Garage vs Surface Lot, and Where Value Engineering Helps

A structured garage costs roughly five to fifteen times more per space than a surface lot, so the comparison only makes sense when land is scarce or valuable. A surface lot runs a few thousand dollars per space but consumes large land area; a garage stacks the same parking onto a fraction of the footprint, freeing land for buildings that generate far more value than parking ever could. That land arbitrage, not construction efficiency, justifies the garage. Once the decision to build vertical is made, value engineering protects the budget without cutting corners on safety or durability. Optimizing the structural grid and bay spacing to standard vehicle dimensions, improving ramp efficiency, and minimizing wasted circulation area can meaningfully lower cost per space by raising the number of stalls per square foot. Material and system choices offer further savings. Selecting the structural system that matches the local labor market, specifying durable but not gold-plated finishes, simplifying the facade where code allows, and right-sizing mechanical systems all trim cost. Designing EV-ready conduit now rather than retrofitting later is one of the highest-return value-engineering moves available. Done well, value engineering is a design discipline applied early, not a round of cuts after bids come in high. Wins Parking designs, builds, and manages parking structures end to end, optimizing geometry, system selection, and phasing from the first concept so the delivered garage hits its parking count and its budget. Use the estimator below, then request a site-specific proposal.

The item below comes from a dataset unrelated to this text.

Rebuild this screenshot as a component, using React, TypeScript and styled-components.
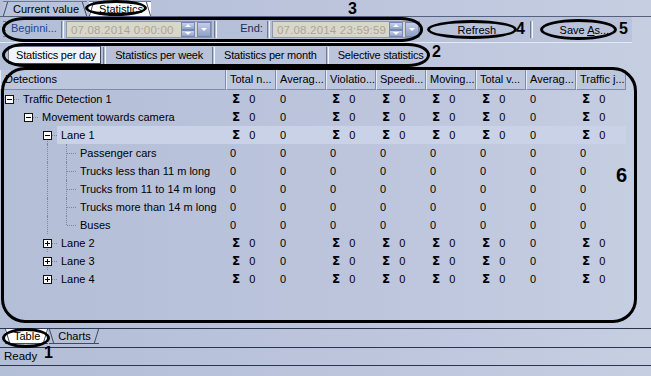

Construction Timeline, Financing, and Lifetime Operating Cost

A parking structure is a multi-year commitment, not a quick build. Design, geotechnical work, entitlements, and permitting commonly take six to twelve months before ground breaks, and construction itself typically runs nine to eighteen months depending on size, system, and site. Precast erection compresses the on-site schedule, while cast-in-place and below-grade work extend it. A realistic timeline matters because financing carry, escalation, and lost revenue all accrue while the garage is unbuilt. Financing shapes the real cost of the project. Construction loan interest, escalation on materials and labor over a long schedule, and the soft cost of carrying the land all add to the delivered price. With concrete, steel, and rebar prices still volatile in 2026, locking material pricing and sequencing procurement early — particularly for long-lead items like precast components and electrical gear — protects the budget against mid-project cost spikes. Operating cost continues long after construction. A garage incurs ongoing expense for lighting, ventilation, elevators, drainage, security, snow and trash removal, restriping, and periodic structural maintenance such as joint and sealant repair, concrete restoration, and deck waterproofing. Underground and enclosed structures cost more to operate than open-air decks because of mechanical ventilation and lighting loads that run continuously. Revenue and management determine whether the asset performs. Access and payment technology, dynamic pricing, enforcement, and tight occupancy management can lift net income substantially over a passively run garage. Wins Parking models construction timeline, financing carry, and lifetime operating cost together — and can manage the finished structure — so owners evaluate the garage as a long-term investment rather than a one-time construction line item.